Perhaps our foreign-policy debate will have the honesty to say: yes, this cost is worth it. We will hold the energy spigot shut because the Iranian regime is doing what every reader of this column will agree is evil, and the collateral damage to allied manufacturing is a price we have decided to require our allies to pay. The problem with honesty is that if you accept the responsibility for that cost on a factory floor in Düsseldorf, you have accepted a moral position: that the things we need to deny the Iranian state are worth more than the worker who no longer assembles the dashboard. If that claim is to be squared with the tradition we inherited—the red print of Matthew’s Gospel, the congregation’s nervous silence when it arrives at the bit about camels and needles—then at least one side of the conscience is under oath when it recites the Nicene Creed.
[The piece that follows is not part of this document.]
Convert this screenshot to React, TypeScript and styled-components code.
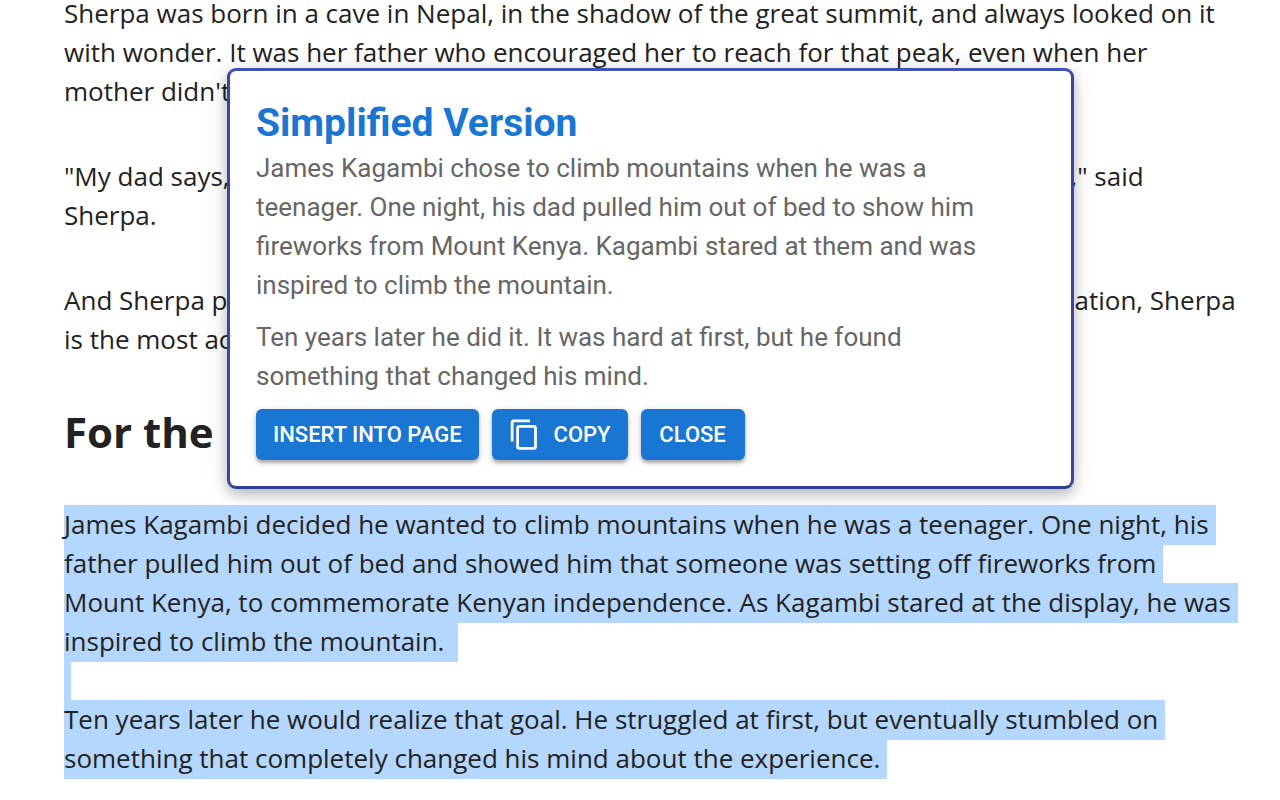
import React from 'react';
import styled, { createGlobalStyle } from 'styled-components';

const GlobalStyle = createGlobalStyle`
  *, *::before, *::after { box-sizing: border-box; }
  body { margin: 0; background: #fff; }
`;

const Page = styled.div`
  position: relative;
  min-height: 100vh;
  overflow: hidden;
`;

const Article = styled.article`
  margin-top: -6px;
  padding: 0 42px 22px 64px;
  color: #222;
  font-family: 'Open Sans', 'Noto Sans', sans-serif;
  font-size: 26px;
  line-height: 39px;
`;

const Paragraph = styled.p`
  margin: 0 0 46px;

  &:last-child { margin-bottom: 0; }
`;

const Heading = styled.h2`
  margin: 0 0 46px;
  font-size: 42px;
  line-height: 54px;
  font-weight: 700;
`;

const Selected = styled.mark`
  padding: 1px 7px 3px 0;
  background: #b3d7ff;
  color: inherit;
  box-decoration-break: clone;
  -webkit-box-decoration-break: clone;
`;

/* Stretch of a line that lies under the popup. */
const Covered = styled.span<{ $width: number }>`
  display: inline-block;
  width: ${({ $width }) => $width}px;
`;

const Popup = styled.section`
  position: absolute;
  top: 68px;
  left: 227px;
  right: 206px;
  padding: 26px;
  border: 3px solid;
  border-color: #3f51b5 #37489f #303f8f;
  border-radius: 9px;
  background: #fff;
  box-shadow: 0 6px 12px rgba(0, 0, 0, 0.2), 0 2px 24px rgba(0, 0, 0, 0.12);
  color: #666;
  font-family: Roboto, sans-serif;
  font-size: 26px;
  line-height: 39px;
`;

const PopupTitle = styled.h1`
  margin: 0;
  color: #1976d2;
  font-size: 39px;
  line-height: 52px;
  font-weight: 700;
`;

const PopupText = styled.p`
  margin: 0 0 13px;
  max-width: 750px;
`;

const Actions = styled.div`
  display: flex;
  gap: 13px;
`;

const Button = styled.button`
  display: flex;
  align-items: center;
  justify-content: center;
  gap: 13px;
  min-width: 104px;
  height: 51px;
  padding: 0 17px;
  border: 0;
  border-radius: 6px;
  background: #1976d2;
  box-shadow: 0 3px 3px rgba(0, 0, 0, 0.24), 0 2px 8px rgba(0, 0, 0, 0.16);
  color: #fff;
  font-family: inherit;
  font-size: 22px;
  font-weight: 500;
  text-transform: uppercase;
  cursor: pointer;

  svg { margin-left: -1px; }
`;

const CopyIcon = () => (
  <svg width="33" height="33" viewBox="0 0 24 24" fill="currentColor" aria-hidden="true">
    <path d="M16 1H4c-1.1 0-2 .9-2 2v14h2V3h12V1zm3 4H8c-1.1 0-2 .9-2 2v14c0 1.1.9 2 2 2h11c1.1 0 2-.9 2-2V7c0-1.1-.9-2-2-2zm0 16H8V7h11v14z" />
  </svg>
);

export default function App() {
  return (
    <>
      <GlobalStyle />
      <Page>
        <Article>
          <Paragraph>
            Sherpa was born in a cave in Nepal, in the shadow of the great summit, and always looked
            on it with wonder. It was her father who encouraged her to reach for that peak, even
            when her mother didn't
          </Paragraph>
          <Paragraph>
            "My dad says,
            <Covered $width={841} />
            ," said
            <br />
            Sherpa.
          </Paragraph>
          <Paragraph>
            And Sherpa p<Covered $width={847} />
            ation, Sherpa
            <br />
            is the most ac
          </Paragraph>
          <Heading>For the</Heading>
          <Paragraph>
            <Selected>
              James Kagambi decided he wanted to climb mountains when he was a teenager. One night,
              his father pulled him out of bed and showed him that someone was setting off fireworks
              from Mount Kenya, to commemorate Kenyan independence. As Kagambi stared at the
              display, he was inspired to climb the mountain.&nbsp;
            </Selected>
            <br />
            <Selected />
            <br />
            <Selected>
              Ten years later he would realize that goal. He struggled at first, but eventually
              stumbled on something that completely changed his mind about the experience.
            </Selected>
          </Paragraph>
        </Article>
        <Popup role="dialog" aria-labelledby="popup-title">
          <PopupTitle id="popup-title">Simplified Version</PopupTitle>
          <PopupText>
            James Kagambi chose to climb mountains when he was a teenager. One night, his dad pulled
            him out of bed to show him fireworks from Mount Kenya. Kagambi stared at them and was
            inspired to climb the mountain.
          </PopupText>
          <PopupText>
            Ten years later he did it. It was hard at first, but he found something that changed his
            mind.
          </PopupText>
          <Actions>
            <Button type="button">Insert into page</Button>
            <Button type="button">
              <CopyIcon />
              Copy
            </Button>
            <Button type="button">Close</Button>
          </Actions>
        </Popup>
      </Page>
    </>
  );
}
There is a door open. We can tell the truth now and let the chips fall inside our own industrial policy. We can acknowledge that sanctions are a blunt weapon that strikes the autoworker on the line before it grazes the cleric in the ministry. We can reduce the moral assurance that comes from framing this as straightforward “cost of doing righteousness.” We can look at the factory floor and the retail counter and see them as holy ground—not because they produce profit, but because this is where ordinary people earn their daily bread and hold their communities together. When we let them freeze in the draft of our wars, we are not just bad economists. We are bad neighbors.

“Be able to have compassion on another: this is the key.” The Pope did not ask us to restrict that capacity to those whose address is convenient. The machinist in Stuttgart and the logistics clerk in Barcelona are real. Their dignity is bleeding out. And they know, even if our congregations do not, whose sanctions are holding the knife.